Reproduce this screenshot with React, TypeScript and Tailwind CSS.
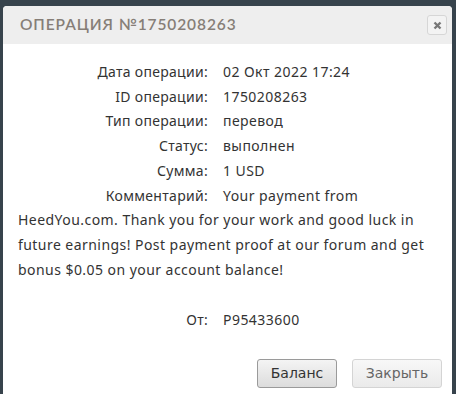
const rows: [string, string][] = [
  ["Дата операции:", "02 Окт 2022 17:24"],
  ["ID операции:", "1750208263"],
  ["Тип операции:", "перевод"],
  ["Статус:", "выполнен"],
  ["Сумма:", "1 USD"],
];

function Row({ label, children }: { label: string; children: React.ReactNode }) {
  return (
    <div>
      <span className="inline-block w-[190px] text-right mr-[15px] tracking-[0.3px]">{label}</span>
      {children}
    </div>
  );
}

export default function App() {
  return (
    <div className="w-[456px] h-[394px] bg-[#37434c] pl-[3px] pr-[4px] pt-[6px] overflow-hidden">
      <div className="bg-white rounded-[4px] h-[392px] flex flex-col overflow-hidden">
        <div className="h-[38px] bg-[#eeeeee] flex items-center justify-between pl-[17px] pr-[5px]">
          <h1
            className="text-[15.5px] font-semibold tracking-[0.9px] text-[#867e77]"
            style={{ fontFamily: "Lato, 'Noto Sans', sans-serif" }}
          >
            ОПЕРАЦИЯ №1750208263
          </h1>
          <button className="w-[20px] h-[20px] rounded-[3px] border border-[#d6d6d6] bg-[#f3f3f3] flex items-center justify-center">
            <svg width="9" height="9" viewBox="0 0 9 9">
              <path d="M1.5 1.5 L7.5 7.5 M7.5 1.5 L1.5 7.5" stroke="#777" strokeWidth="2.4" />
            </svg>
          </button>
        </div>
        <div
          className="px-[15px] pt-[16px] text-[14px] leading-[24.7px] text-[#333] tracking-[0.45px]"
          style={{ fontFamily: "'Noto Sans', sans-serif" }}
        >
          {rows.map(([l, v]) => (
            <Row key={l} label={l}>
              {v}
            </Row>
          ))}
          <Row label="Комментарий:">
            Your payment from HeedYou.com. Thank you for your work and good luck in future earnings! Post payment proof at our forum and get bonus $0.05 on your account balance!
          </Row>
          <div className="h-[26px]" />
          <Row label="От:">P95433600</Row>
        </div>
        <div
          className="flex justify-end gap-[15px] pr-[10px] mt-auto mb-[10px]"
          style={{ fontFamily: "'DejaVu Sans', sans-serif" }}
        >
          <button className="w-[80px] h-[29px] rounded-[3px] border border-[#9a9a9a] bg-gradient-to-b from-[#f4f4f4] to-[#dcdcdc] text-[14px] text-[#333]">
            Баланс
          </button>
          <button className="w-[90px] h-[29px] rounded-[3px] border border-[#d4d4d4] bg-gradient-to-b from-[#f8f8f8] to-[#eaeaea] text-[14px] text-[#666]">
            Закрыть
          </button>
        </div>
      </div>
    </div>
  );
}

_ _ _ _ _

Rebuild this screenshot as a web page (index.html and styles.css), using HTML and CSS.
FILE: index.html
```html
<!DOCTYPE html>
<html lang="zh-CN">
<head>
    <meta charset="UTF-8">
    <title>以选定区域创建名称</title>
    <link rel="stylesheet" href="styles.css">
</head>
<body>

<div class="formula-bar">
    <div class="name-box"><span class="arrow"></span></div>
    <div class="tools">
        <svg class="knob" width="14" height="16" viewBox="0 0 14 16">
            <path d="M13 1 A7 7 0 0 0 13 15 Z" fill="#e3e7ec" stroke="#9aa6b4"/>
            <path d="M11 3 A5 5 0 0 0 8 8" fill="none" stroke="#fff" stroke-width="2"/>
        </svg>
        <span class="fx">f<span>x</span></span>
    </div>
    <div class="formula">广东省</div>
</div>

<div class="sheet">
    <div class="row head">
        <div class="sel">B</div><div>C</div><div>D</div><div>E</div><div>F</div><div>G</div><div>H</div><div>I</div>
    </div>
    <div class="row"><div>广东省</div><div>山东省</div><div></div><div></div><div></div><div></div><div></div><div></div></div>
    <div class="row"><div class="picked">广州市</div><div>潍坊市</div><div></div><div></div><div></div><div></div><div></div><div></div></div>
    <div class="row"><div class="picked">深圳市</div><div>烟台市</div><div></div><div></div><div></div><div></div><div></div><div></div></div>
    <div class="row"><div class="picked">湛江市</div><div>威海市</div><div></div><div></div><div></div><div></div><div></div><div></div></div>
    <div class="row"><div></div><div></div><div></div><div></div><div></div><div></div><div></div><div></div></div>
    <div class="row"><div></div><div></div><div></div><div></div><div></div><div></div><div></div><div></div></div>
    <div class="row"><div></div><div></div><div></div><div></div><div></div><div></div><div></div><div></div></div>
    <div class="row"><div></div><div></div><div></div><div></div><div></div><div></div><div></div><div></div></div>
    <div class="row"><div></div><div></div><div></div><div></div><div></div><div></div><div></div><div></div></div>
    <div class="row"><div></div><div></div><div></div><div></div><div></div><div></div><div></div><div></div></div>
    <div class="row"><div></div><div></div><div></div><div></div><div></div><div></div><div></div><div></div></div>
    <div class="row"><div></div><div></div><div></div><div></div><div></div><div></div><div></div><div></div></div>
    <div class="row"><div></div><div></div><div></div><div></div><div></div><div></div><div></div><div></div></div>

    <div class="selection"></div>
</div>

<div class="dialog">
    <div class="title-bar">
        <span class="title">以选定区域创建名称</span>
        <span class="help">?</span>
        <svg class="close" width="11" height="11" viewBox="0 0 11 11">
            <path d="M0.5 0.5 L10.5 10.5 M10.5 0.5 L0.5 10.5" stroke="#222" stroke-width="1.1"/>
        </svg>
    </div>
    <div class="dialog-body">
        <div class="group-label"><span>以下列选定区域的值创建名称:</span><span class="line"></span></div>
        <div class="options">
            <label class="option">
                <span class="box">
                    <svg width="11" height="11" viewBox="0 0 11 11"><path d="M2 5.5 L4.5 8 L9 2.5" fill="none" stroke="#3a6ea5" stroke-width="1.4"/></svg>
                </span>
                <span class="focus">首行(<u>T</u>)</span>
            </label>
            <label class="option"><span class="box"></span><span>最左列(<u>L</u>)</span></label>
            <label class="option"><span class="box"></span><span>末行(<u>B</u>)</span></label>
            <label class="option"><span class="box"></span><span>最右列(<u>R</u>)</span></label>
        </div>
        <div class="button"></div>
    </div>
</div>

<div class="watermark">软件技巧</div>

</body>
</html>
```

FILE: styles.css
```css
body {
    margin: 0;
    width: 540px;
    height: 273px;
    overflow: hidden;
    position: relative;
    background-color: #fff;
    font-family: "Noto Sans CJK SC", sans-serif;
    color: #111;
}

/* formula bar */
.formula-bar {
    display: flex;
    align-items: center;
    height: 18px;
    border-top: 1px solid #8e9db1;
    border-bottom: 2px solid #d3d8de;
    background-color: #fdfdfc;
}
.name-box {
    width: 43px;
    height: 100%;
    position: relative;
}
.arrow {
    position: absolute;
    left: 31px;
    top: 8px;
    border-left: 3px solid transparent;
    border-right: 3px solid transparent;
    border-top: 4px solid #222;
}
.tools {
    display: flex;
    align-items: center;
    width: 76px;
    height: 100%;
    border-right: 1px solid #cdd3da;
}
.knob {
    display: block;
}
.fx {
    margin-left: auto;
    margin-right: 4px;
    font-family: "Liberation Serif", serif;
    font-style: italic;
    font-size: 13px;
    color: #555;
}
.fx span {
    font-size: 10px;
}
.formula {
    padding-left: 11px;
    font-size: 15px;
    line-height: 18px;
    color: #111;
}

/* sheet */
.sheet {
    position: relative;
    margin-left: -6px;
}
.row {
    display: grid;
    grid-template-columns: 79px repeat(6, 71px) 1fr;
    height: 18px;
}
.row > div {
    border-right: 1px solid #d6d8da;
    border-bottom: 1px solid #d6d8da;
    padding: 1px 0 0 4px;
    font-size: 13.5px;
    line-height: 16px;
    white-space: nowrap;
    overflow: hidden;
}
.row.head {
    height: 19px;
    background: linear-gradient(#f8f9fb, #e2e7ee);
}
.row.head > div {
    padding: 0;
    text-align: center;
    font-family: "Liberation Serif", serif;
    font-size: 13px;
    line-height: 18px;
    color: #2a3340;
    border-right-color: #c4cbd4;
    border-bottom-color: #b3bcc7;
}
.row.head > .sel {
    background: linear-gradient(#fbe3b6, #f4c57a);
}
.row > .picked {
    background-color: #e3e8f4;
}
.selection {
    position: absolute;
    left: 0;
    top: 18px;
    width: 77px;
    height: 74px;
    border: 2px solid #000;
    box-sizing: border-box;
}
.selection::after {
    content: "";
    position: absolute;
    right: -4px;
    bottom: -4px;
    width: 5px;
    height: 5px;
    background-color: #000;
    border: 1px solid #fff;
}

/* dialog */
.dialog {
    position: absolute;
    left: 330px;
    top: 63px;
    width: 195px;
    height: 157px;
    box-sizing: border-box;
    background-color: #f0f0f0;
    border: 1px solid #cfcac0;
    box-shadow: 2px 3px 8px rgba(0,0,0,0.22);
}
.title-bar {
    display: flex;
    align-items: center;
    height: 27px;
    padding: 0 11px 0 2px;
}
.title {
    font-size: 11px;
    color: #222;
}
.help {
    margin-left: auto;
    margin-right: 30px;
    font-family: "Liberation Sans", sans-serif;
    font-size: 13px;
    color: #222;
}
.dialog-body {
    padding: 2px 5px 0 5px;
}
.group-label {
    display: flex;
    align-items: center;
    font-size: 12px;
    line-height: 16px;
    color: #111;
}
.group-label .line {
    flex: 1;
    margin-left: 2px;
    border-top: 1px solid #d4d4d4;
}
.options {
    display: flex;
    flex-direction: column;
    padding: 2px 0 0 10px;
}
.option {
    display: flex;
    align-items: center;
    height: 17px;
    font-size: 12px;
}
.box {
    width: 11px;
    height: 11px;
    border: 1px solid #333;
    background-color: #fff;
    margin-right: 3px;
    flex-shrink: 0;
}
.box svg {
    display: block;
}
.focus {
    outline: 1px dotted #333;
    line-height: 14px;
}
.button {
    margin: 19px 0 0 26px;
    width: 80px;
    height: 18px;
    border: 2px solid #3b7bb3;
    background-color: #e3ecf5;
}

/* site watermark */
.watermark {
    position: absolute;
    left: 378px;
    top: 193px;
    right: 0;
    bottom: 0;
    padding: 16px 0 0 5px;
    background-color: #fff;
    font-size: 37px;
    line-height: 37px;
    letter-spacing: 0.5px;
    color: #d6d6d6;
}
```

_ _ _ _ _

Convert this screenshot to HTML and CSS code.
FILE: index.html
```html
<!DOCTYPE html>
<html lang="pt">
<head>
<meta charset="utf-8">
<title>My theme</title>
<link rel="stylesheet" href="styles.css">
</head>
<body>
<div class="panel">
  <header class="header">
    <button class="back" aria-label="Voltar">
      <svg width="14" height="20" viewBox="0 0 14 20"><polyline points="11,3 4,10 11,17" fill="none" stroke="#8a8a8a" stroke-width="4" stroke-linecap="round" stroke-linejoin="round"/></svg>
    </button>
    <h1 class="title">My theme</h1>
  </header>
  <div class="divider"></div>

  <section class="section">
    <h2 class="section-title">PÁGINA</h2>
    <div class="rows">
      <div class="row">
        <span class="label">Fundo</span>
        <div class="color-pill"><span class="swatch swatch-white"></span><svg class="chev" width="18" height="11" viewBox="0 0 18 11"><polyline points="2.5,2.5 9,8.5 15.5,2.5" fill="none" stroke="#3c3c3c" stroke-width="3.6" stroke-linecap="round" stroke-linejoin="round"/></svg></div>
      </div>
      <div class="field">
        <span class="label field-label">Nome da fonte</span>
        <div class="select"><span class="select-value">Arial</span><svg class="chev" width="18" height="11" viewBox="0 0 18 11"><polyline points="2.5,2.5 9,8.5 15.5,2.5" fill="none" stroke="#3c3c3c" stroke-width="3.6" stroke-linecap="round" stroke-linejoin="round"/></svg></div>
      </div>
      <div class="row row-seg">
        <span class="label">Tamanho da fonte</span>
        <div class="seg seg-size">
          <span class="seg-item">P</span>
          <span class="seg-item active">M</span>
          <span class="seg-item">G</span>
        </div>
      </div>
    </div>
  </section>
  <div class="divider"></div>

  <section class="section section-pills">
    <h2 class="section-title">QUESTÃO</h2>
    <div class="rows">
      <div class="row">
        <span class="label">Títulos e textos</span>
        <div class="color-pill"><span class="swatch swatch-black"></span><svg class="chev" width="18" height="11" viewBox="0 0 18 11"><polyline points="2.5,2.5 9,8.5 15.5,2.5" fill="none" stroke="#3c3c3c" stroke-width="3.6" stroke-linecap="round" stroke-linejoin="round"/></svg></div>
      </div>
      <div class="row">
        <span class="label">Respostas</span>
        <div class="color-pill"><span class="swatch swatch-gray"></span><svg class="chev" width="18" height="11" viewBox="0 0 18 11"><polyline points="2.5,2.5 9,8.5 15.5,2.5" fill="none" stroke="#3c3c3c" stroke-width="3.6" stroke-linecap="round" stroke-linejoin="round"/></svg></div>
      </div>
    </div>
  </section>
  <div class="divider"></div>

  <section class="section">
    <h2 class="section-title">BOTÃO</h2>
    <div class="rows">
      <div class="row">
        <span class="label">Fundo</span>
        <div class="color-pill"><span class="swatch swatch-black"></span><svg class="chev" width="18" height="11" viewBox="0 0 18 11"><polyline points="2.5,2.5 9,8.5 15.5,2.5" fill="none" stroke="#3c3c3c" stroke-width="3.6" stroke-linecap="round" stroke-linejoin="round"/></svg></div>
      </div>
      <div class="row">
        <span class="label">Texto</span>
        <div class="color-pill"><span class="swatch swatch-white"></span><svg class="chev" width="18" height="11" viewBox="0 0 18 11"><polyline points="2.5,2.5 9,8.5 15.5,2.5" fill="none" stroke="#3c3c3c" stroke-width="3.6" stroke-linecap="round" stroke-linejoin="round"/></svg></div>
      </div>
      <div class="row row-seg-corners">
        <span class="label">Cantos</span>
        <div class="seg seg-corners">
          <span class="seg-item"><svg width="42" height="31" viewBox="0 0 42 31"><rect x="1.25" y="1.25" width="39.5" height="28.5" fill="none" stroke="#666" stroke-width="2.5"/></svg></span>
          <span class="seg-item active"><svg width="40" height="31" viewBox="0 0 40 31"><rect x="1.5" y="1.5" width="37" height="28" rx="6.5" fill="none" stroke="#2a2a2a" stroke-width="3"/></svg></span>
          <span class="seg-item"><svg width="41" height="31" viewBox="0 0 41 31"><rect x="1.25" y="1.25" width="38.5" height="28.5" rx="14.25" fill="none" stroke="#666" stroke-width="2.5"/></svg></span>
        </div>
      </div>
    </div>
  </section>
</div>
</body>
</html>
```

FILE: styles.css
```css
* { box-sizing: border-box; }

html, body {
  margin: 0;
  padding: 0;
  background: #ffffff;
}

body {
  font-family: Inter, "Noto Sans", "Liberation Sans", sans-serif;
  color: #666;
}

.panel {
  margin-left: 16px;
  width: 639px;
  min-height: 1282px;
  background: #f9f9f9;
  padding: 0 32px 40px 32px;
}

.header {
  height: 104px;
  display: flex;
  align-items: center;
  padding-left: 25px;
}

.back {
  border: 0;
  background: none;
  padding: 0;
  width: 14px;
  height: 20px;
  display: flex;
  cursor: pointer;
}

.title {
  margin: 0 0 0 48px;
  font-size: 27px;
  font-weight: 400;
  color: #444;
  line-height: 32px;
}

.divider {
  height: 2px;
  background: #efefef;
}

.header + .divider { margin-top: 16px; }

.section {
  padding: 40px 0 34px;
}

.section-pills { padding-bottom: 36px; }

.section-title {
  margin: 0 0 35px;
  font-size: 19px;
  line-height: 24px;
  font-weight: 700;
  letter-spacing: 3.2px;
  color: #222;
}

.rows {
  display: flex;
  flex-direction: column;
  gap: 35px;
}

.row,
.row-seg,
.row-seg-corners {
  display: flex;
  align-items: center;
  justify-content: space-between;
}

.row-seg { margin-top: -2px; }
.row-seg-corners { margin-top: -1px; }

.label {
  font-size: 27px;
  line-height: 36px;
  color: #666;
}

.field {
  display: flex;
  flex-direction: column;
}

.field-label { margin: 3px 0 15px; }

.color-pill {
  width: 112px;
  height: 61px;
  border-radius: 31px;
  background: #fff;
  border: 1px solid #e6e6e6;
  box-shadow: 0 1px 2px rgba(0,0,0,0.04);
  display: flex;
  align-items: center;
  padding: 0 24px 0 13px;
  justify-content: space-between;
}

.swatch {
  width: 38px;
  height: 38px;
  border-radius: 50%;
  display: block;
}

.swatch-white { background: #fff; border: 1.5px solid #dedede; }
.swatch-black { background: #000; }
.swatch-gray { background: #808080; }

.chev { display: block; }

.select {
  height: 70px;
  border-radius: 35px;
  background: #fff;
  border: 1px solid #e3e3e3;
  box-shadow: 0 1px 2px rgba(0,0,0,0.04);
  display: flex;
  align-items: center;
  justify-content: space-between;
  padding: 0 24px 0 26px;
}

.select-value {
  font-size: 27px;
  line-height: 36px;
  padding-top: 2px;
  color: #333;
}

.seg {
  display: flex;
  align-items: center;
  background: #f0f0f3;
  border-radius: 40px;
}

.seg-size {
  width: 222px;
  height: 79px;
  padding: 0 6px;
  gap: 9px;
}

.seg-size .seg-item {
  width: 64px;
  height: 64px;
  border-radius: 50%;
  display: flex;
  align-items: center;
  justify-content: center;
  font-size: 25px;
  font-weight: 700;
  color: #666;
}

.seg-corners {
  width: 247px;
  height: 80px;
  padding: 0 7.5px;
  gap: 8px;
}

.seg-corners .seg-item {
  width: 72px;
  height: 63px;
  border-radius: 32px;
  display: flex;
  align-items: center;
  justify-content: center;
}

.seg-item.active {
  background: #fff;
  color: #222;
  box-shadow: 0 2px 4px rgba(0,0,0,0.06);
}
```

_ _ _ _ _

** REQUIRED WORK **
Pick out the lines that contain "screenshot" and copy them.

** CORRECT RESULT **
Reproduce this screenshot with React, TypeScript and Tailwind CSS.
Rebuild this screenshot as a web page (index.html and styles.css), using HTML and CSS.
Convert this screenshot to HTML and CSS code.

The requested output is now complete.